Firstly, the Order created by Nasir ud-din Shah in May 1873 was an entirely new decoration for ladies. He was in Russia and on his way to take part in his first State Visit to the UK, when he received news that Queen Victoria was going to give him the Garter. He suddenly realised that he had nothing equivalent to give her in return, so set to work establishing this new order while still in St Petersburg. The chief feature of the decoration was to include the full face image of a female sun (aftab), hence the name of the order Nishan-i-Aftab or for European consumption - The Imperial Order of the Sun for Ladies. In the event, the good Queen received both the new Order of the Sun as well as the Order of the Imperial Portrait, hitherto only bestowed on men.

Second, the order created for Gardane, although known as The Order of the Sun in English, is known as the Nishan-i-Khurshid. Khurshid is the word for sun with a male face (note that my earlier article of 2007 mistakenly said Nishan-i-Shir).

Gardane terminated his embassy and left Tehran on 26th January 1808, by which ime he had already received the Order of the Sun from Fath Ali Shah. He had been created a Khan and a General on 7th December 1807 at the start of the negotiations, and shortly afterwards received the order.

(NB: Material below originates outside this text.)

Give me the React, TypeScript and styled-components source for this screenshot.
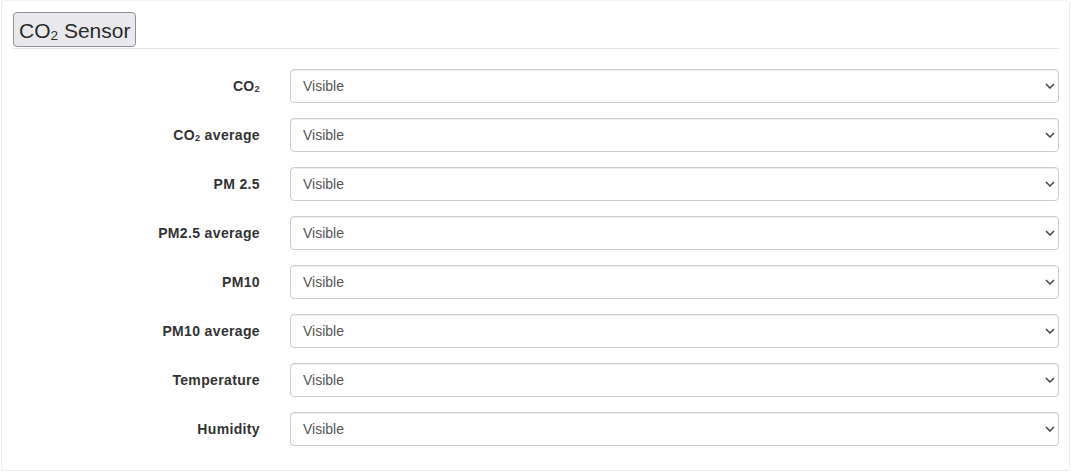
import React from "react";
import styled, { createGlobalStyle } from "styled-components";

const Global = createGlobalStyle`
  html, body { margin: 0; padding: 0; background: #fff; }
  body { font-family: "Liberation Sans", Arial, Helvetica, sans-serif; }
  * { box-sizing: border-box; }
`;

const Card = styled.div`
  margin-left: 1px;
  width: 1069px;
  height: 471px;
  border: 1px solid #ececec;
  border-top-color: #f2f2f2;
  border-radius: 4px;
  padding: 11px 10px 0 11px;
`;

const Header = styled.div`
  display: flex;
  align-items: flex-start;
  height: 37px;
  border-bottom: 1px solid #e5e5e5;
`;

const TitleButton = styled.button`
  height: 35px;
  padding: 1px 5px 0 5px;
  font-family: "Liberation Sans", Arial, Helvetica, sans-serif;
  font-size: 21px;
  color: #2b2b2b;
  background: #e9e9ed;
  border: 1px solid #8f8f9d;
  border-radius: 4px;
  line-height: 1;
`;

const Sub = styled.sub`
  font-size: 0.65em;
  vertical-align: -0.15em;
  line-height: 0;
`;

const Form = styled.div`
  display: grid;
  grid-template-columns: 247px 1fr;
  column-gap: 30px;
  row-gap: 15px;
  margin-top: 20px;
`;

const Label = styled.label`
  display: flex;
  align-items: center;
  justify-content: flex-end;
  height: 34px;
  font-size: 14px;
  font-weight: bold;
  letter-spacing: 0.35px;
  color: #333;
`;

const LabelText = styled.span`
  white-space: nowrap;
`;

const SelectWrap = styled.div`
  position: relative;
  height: 34px;
`;

const Select = styled.select`
  appearance: none;
  -webkit-appearance: none;
  width: 100%;
  height: 34px;
  padding: 0 24px 0 12px;
  font-family: "Liberation Sans", Arial, Helvetica, sans-serif;
  font-size: 14px;
  color: #555;
  background: #fff;
  border: 1px solid #ccc;
  border-radius: 4px;
  box-shadow: inset 0 1px 1px rgba(0, 0, 0, 0.075);
  outline: none;
`;

const Chevron = styled.svg`
  position: absolute;
  right: 4px;
  top: 14px;
  width: 10px;
  height: 6px;
  pointer-events: none;
`;

const rows: { key: string; label: React.ReactNode }[] = [
  { key: "co2", label: <>CO<Sub>2</Sub></> },
  { key: "co2avg", label: <>CO<Sub>2</Sub> average</> },
  { key: "pm25", label: "PM 2.5" },
  { key: "pm25avg", label: "PM2.5 average" },
  { key: "pm10", label: "PM10" },
  { key: "pm10avg", label: "PM10 average" },
  { key: "temp", label: "Temperature" },
  { key: "hum", label: "Humidity" },
];

export default function App() {
  return (
    <>
      <Global />
      <Card>
        <Header>
          <TitleButton type="button">
            CO<Sub>2</Sub> Sensor
          </TitleButton>
        </Header>
        <Form>
          {rows.map((r) => (
            <React.Fragment key={r.key}>
              <Label htmlFor={r.key}>
                <LabelText>{r.label}</LabelText>
              </Label>
              <SelectWrap>
                <Select id={r.key} defaultValue="visible">
                  <option value="visible">Visible</option>
                  <option value="hidden">Hidden</option>
                </Select>
                <Chevron viewBox="0 0 10 6">
                  <path d="M1 1 L5 5 L9 1" fill="none" stroke="#444" strokeWidth="1.5" />
                </Chevron>
              </SelectWrap>
            </React.Fragment>
          ))}
        </Form>
      </Card>
    </>
  );
}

When Gardanne left Tehran, he was given two further sets of the order intended for Telleyrand and Maret. When he arrived at Marseilles, he sent these two sets of insignia on to Paris via his brother, who supposedly delivered them to the ministry offices on 4th September 1808. There was also a set for Napoleon sent out some time during 1808 but who or when exactly it was delivered to him, I do not know.

It should also be noted that the terminology associated with the Gardanne order is slightly different from the Order of the Lion and Sun. Persian sources say that recipients were known as Sahib-i-Nishan-i-Khurshid and the early French records which mention the awards to Gardanne, Teleyrand and Maret refer to the "Grand Order of the Sun" instead of first class or Grand Cross, etc.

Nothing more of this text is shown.